La Lituanie fut envahie par les Nazis en 1939, alors que Bacevičius était en tournée en Argentine. Il s’exila alors aux Etats-Unis, où il donna des récitals et enseigna jusqu’à son décès. C’est lors d’une visite à Paris en 1961 qu’il revit enfin sa sœur, mais il ne retourna jamais sur sa terre natale. La notice, que signe le chef d’orchestre Christopher Lyndon-Gee, insiste sur le fait qu’il a toujours été un exilé : le compositeur ne s’est jamais vraiment habitué à la vie américaine, ce dont atteste une très abondante correspondance adressée à ses sœurs (la seconde, Wanda, fut journaliste et poétesse) et à des amis polonais et lituaniens. On lira avec intérêt les diverses informations apportées par ce texte très documenté consacré à ce créateur mal connu.
Le catalogue de Bacevičius comprend des pages orchestrales dont six symphonies, quatre concertos pour piano, un concerto pour violon, quatre quatuors, un opéra, des pièces pour orgue et de nombreuses pages pour le piano. Des productions récentes chez Toccata ont permis l’accès à un éventail de pages symphoniques, puis à des œuvres pianistiques, servies par Gabrielius Alekna, né en Lituanie, mais établi aux Etats-Unis. Cet interprète, diplômé de la Juilliard School, propose chez Naxos, en deux albums, l’intégrale des concertos pour piano de Bacevičius. Un premier volume, en 2015, offrait les n° 3 et 4, couplés à la suite Printemps. Cette fois, les deux premiers concertos et la Symphonie n° 3 approfondissent la connaissance du compositeur. Le deuxième concerto et la symphonie sont des premières gravures mondiales.
Attiré par Schoenberg et le dodécaphonisme, le Lituanien se considérait avant tout comme un héritier direct de Scriabine et de Varèse. Le Concerto n° 1, bâti d’après des thèmes populaires lituaniens, dont un célèbre chant folklorique, date de 1929. Cette partition brève en trois mouvements (un peu plus de quinze minutes) a la particularité d’inclure deux longues cadences en solo qui ouvrent les deux premiers mouvements, le thème populaire, très reconnaissable pour les Lituaniens, étant ensuite travaillé par l’orchestre, qui apparaît pour le première fois dans le catalogue du musicien.
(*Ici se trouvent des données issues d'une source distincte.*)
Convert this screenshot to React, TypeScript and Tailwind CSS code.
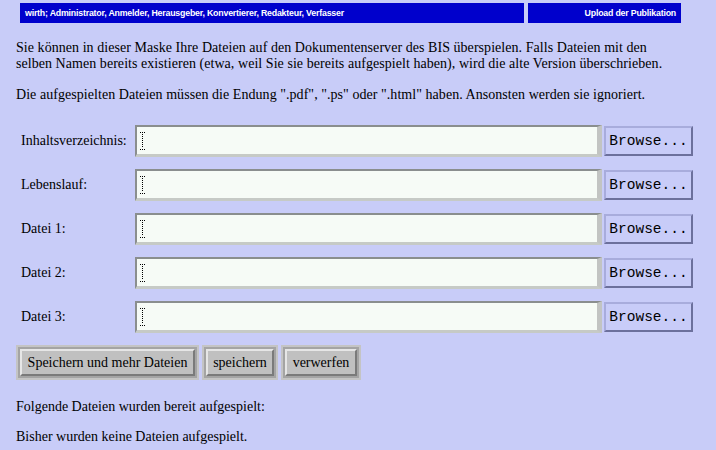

De façon très virtuose, dans un style personnel où pointe l’atonalité, Bacevičius fait déjà la preuve, à 24 ans, d’une personnalité affirmée. Celle-ci se confirme en 1933 dans le Concerto n° 2, qui utilise lui aussi des références poétiques populaires. Construite en quatre mouvements, cette partition, qui se déroule dans un climat souvent décontracté, propose à la fois des rythmes joyeux et des moments d’humour, mais aussi des phases mélancolique, le piano contrastant alors de façon décorative, dans un esprit léger. Les deux derniers mouvements, vifs, laissent le dialogue s’installer avec un orchestre coloré, dont les idées mélodiques se dispersent au fil du temps.
Jamais jouée du vivant du compositeur, gravée en première mondiale à Vilnius en octobre 2021 pour la présente gravure, la Symphonie n° 3 a été composée au début de l’installation aux Etats-Unis. Un peu comme un hommage à la nation accueillante qui lui ouvrait ses portes. Œuvre pleine d’énergie, avec quelques accents douloureux, évoquant sans doute l’exil, elle cite de façon très claire The Stars and Stripes Forever dans sa conclusion. Dans ce parcours dont la séduction n’est pas immédiate, le National de Lituanie, mené par le Londonien Christopher Lyndon-Gee, spécialiste de partitions peu fréquentées, fait preuve de rigueur et de concentration. Quant à Gabrielius Alekna, il s’implique de façon virtuose, mais aussi lyrique, pour faire vivre l’inspiration pianistique de son compatriote.